What is the biggest impact of technology on business strategy?
You just have to look around you at any given moment to see we live in a society driven by technology, as a result, businesses are constantly having to accommodate and harness new technological advances in order to meet the developing needs of their customers.
As an example, one just has to look at the massive impact of the digital revolution on most UK industries, finance and healthcare representing just two, to see first-hand how technology shapes and defines new demands, industries and opportunities. The latest figures released from a 2018 YouGov survey, show that more than a third (36%) of UK businesses are planning to increase their digital spend in the next 12 months in response to the demand – demonstrating the ever growing importance of digitalisation.
However, in spite of a growing plea from consumers, some manufacturers and engineers still aren’t taking full advantage of the opportunities that technological advances have given them. With this in mind, SinoScan UK are taking a look at the impact of digital technology on business strategy and how manufacturers and engineers can benefit.
Data handling and advanced analytics
One of the biggest changes to affect business strategy in recent years is the sudden extreme increase in data available to access by businesses. Artificial Intelligence, cloud computing, Google, social media and more, have all fostered a better understanding of data handling and associated analytics.
Businesses are now able to access, analyse and store much larger volumes of data than at any point in history. Whilst this has many obvious benefits, it has also raised challenges, such as data security. The cloud and new storage technologies, like data document management and AI, have also removed the previously costly and laborious task of managing data; which was once primarily dealt with by human workers and physical files.
As well as improved data storage, analytics have advanced massively. Big corporates in the manufacturing and engineering industries are already reaping the benefits by applying these advanced analytics to improve factory operations, equipment utilisation, and product quality, while also reducing human error and energy consumption.
For example, in the automotive industry, several manufacturers – including BMW – have successfully used data from prototypes, as well as a vehicle’s own recording of errors, plus customer reports, to identify weaknesses in new models before they go into full production.
IoT and Industry 4.0
The rise of IoT (Internet of Things) is commonly referred to as ‘Industry 4.0’ - a name given to the current trend of automation and data exchange in manufacturing technologies. This will be the fourth revolution manufacturing has encountered, hence the name.

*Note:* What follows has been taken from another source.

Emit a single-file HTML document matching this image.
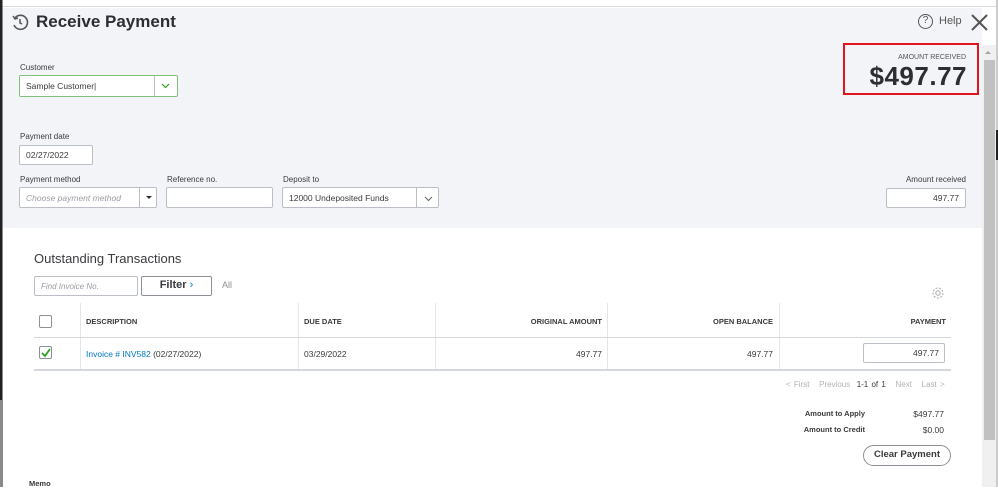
<!DOCTYPE html>
<html><head><meta charset="utf-8"><style>
*{margin:0;padding:0;box-sizing:border-box}
body{width:998px;height:487px;overflow:hidden;background:#fff;font-family:"Liberation Sans",Arial,sans-serif;color:#393a3d;position:relative}
.a{position:absolute}
.lbl{font-size:8px;color:#393a3d}
.inp{position:absolute;background:#fff;border:1px solid #babec5;border-radius:2px;font-size:8.5px;display:flex;align-items:center;padding-left:6px}
.th{font-size:7.5px;font-weight:bold;color:#393a3d;position:absolute;top:317px}
.td{font-size:8.5px;position:absolute;top:349px}
.vl{position:absolute;width:1px;background:#e3e5e8}
</style></head><body>
<div class="a" style="left:0;top:0;width:998px;height:7px;background:#fff;border-bottom:1px solid #d9d9d9"></div>
<div class="a" style="left:0;top:8px;width:982px;height:220px;background:#f3f4f8"></div>
<div class="a" style="left:0;top:0;width:3px;height:487px;background:#8a8a8a"></div>
<div class="a" style="left:0;top:0;width:2px;height:400px;background:#222"></div>
<svg class="a" style="left:11px;top:13px" width="19" height="18" viewBox="0 0 19 18"><path d="M4 5a7 7 0 1 1 -1 7" fill="none" stroke="#555" stroke-width="1.6"/><path d="M2 3l2 3 3-1" fill="none" stroke="#555" stroke-width="1.5"/><path d="M9 6v4l2 1" fill="none" stroke="#555" stroke-width="1.5"/></svg>
<div class="a" style="left:36px;top:12px;font-size:17px;font-weight:bold;color:#2d2e31">Receive Payment</div>
<div class="a" style="left:918px;top:14px;width:15px;height:15px;border:1.5px solid #555;border-radius:50%;font-size:10px;text-align:center;line-height:12px;color:#555">?</div>
<div class="a" style="left:939px;top:15px;font-size:11px;color:#555">Help</div>
<svg class="a" style="left:971px;top:14px" width="17" height="17"><path d="M1 1L16 16M16 1L1 16" stroke="#555" stroke-width="2"/></svg>
<div class="a" style="left:843px;top:43px;width:136px;height:52px;border:2px solid #e0141e"></div>
<div class="a" style="left:850px;top:54px;width:116px;text-align:right;font-size:7px;color:#555">AMOUNT RECEIVED</div>
<div class="a" style="left:830px;top:61px;width:137px;text-align:right;font-size:26px;font-weight:bold;color:#2d2e31;letter-spacing:0.5px">$497.77</div>
<div class="a lbl" style="left:20px;top:63px">Customer</div>
<div class="inp" style="left:19px;top:75px;width:159px;height:22px;border:1.5px solid #7ec27a">Sample Customer|</div>
<div class="a" style="left:154px;top:76px;width:1px;height:20px;background:#babec5"></div>
<svg class="a" style="left:161px;top:83px" width="9" height="6"><path d="M1 1l3.5 3.5L8 1" fill="none" stroke="#2ca01c" stroke-width="1.2"/></svg>
<div class="a lbl" style="left:20px;top:132px">Payment date</div>
<div class="inp" style="left:19px;top:145px;width:74px;height:20px">02/27/2022</div>
<div class="a lbl" style="left:20px;top:175px">Payment method</div>
<div class="inp" style="left:19px;top:187px;width:138px;height:21px;color:#9a9ca1;font-style:italic">Choose payment method</div>
<div class="a" style="left:139px;top:188px;width:1px;height:19px;background:#babec5"></div>
<div class="a" style="left:146px;top:196px;border-left:3px solid transparent;border-right:3px solid transparent;border-top:3px solid #333"></div>
<div class="a lbl" style="left:167px;top:175px">Reference no.</div>
<div class="inp" style="left:166px;top:187px;width:107px;height:21px"></div>
<div class="a lbl" style="left:283px;top:175px">Deposit to</div>
<div class="inp" style="left:282px;top:187px;width:157px;height:21px">12000 Undeposited Funds</div>
<div class="a" style="left:416px;top:188px;width:1px;height:19px;background:#babec5"></div>
<svg class="a" style="left:424px;top:196px" width="9" height="6"><path d="M1 1l3.5 3.5L8 1" fill="none" stroke="#666" stroke-width="1"/></svg>
<div class="a lbl" style="left:880px;top:175px;width:86px;text-align:right">Amount received</div>
<div class="inp" style="left:886px;top:188px;width:80px;height:20px;justify-content:flex-end;padding-right:6px">497.77</div>
<div class="a" style="left:34px;top:251px;font-size:13px;color:#393a3d">Outstanding Transactions</div>
<div class="inp" style="left:34px;top:276px;width:104px;height:20px;color:#9a9ca1;font-style:italic;font-size:8px">Find Invoice No.</div>
<div class="a" style="left:141px;top:276px;width:71px;height:20px;border:1.5px solid #8d9096;border-radius:2px;font-size:11px;font-weight:bold;text-align:center;line-height:17px">Filter <span style="color:#0077c5;font-weight:normal">&#8250;</span></div>
<div class="a" style="left:222px;top:280px;font-size:9px;color:#8d9096">All</div>
<svg class="a" style="left:931px;top:286px" width="14" height="14" viewBox="0 0 14 14"><circle cx="7" cy="7" r="2.2" fill="none" stroke="#aaa"/><circle cx="7" cy="7" r="5" fill="none" stroke="#aaa" stroke-dasharray="2 1.5"/></svg>
<div class="vl" style="left:80px;top:303px;height:67px"></div>
<div class="vl" style="left:298px;top:303px;height:67px"></div>
<div class="vl" style="left:435px;top:303px;height:67px"></div>
<div class="vl" style="left:607px;top:303px;height:67px"></div>
<div class="vl" style="left:779px;top:303px;height:67px"></div>
<div class="a" style="left:34px;top:337px;width:917px;height:1px;background:#d4d7dc"></div>
<div class="a" style="left:34px;top:369px;width:917px;height:2px;background:#d4d7dc"></div>
<div class="a" style="left:39px;top:315px;width:13px;height:13px;border:1px solid #8d9096;border-radius:2px;background:#fff"></div>
<div class="a" style="left:39px;top:346px;width:13px;height:13px;border:1px solid #8d9096;border-radius:2px;background:#fff"></div>
<svg class="a" style="left:40px;top:347px" width="12" height="12"><path d="M2 6l3 3 5-7" fill="none" stroke="#2ca01c" stroke-width="1.8"/></svg>
<div class="th" style="left:86px">DESCRIPTION</div>
<div class="th" style="left:304px">DUE DATE</div>
<div class="th" style="left:500px;width:102px;text-align:right">ORIGINAL AMOUNT</div>
<div class="th" style="left:660px;width:113px;text-align:right">OPEN BALANCE</div>
<div class="th" style="left:850px;width:96px;text-align:right">PAYMENT</div>
<div class="td" style="left:86px"><span style="color:#0077c5">Invoice # INV582</span> (02/27/2022)</div>
<div class="td" style="left:304px">03/29/2022</div>
<div class="td" style="left:500px;width:102px;text-align:right">497.77</div>
<div class="td" style="left:660px;width:113px;text-align:right">497.77</div>
<div class="inp" style="left:863px;top:343px;width:82px;height:20px;justify-content:flex-end;padding-right:5px">497.77</div>
<div class="a" style="left:786px;top:380px;font-size:8px;color:#b0b2b6;word-spacing:1px">&lt; First &nbsp; Previous &nbsp;<span style="color:#393a3d">1-1 of 1</span>&nbsp;&nbsp; Next &nbsp; Last &gt;</div>
<div class="a" style="left:790px;top:409px;width:75px;text-align:right;font-size:7.5px;font-weight:bold">Amount to Apply</div>
<div class="a" style="left:880px;top:409px;width:64px;text-align:right;font-size:8.5px">$497.77</div>
<div class="a" style="left:790px;top:425px;width:75px;text-align:right;font-size:7.5px;font-weight:bold">Amount to Credit</div>
<div class="a" style="left:880px;top:425px;width:64px;text-align:right;font-size:8.5px">$0.00</div>
<div class="a" style="left:863px;top:445px;width:88px;height:21px;border:1.5px solid #8d9096;border-radius:11px;font-size:9.5px;text-align:center;line-height:18px;font-weight:bold;color:#393a3d">Clear Payment</div>
<div class="a" style="left:29px;top:479px;font-size:7.5px;font-weight:bold">Memo</div>
<div class="a" style="left:982px;top:45px;width:14px;height:442px;background:#f0f0f0"></div>
<div class="a" style="left:985px;top:51px;border-left:3px solid transparent;border-right:3px solid transparent;border-bottom:3px solid #a3a3a3"></div>
<div class="a" style="left:984px;top:60px;width:11px;height:380px;background:#c1c1c1"></div>
<div class="a" style="left:996px;top:0;width:2px;height:487px;background:#ccc"></div>
<div class="a" style="left:996px;top:130px;width:2px;height:30px;background:#222"></div>
</body></html>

The manufacturing sector is spearheading the rise IoT because of the revolutionary ways this connected technology has streamlined and simplified manufacturing processes. It is predicted that manufacturers will have invested $70 billion in IoT by 2020.
This digital ecosystem has a plethora of benefits, including real-time feedback and defective goods identification. These simple yet critical implementations of IoT are not only producing better quality products and improving customer satisfaction, but also saving businesses both time and money. For example, food manufacturers are using sensors to determine if their products have been exposed to temperatures, pressures, or other environmental conditions that may render the food unsafe for consumption.
Robots and AI
In the past, robots and AI have been primarily used to perform tedious, repetitive tasks on the assembly line. However, thanks to huge advances in the technology, these systems are now able to take on much more responsibility. Not only can robots increase efficiency and minimise delays in manufacturing, but they’re also being used to improve safety measures by replacing riskier jobs that previously could only be carried out by human workers. For example, remote controlled dump trucks are now being used by many mining companies, eliminating the need for human drivers.
As well as improving production and reducing costs, digitisation has become an imperative part of business strategy when exploring new markets, both locally and globally.
Digitisation is helping to break down communication barriers between manufacturers, suppliers, collaborators, transporters and even customers; integrating them across distinct platforms to provide one seamlessly integrated ecosystem that is fully transparent.
Demand for custom goods
Technological advances now mean custom goods are in demand more than ever. Previously, customisation was a lengthy process; but now with the help of machine learning technology, manufacturers and engineers are able to offer build-to-order production services from start to finish.
Overall, it’s clear that if manufacturers and engineers want to not only keep their customers happy, but also improve their business as a whole, then harness new digital technology is a must. While ‘going’ digital’ is a very broad term, it’s clear that when implemented, the benefits can be huge. This is certainly an exciting time for manufacturing and engineering and it’ll be interesting to see how new technologies shape the industries over the next five years.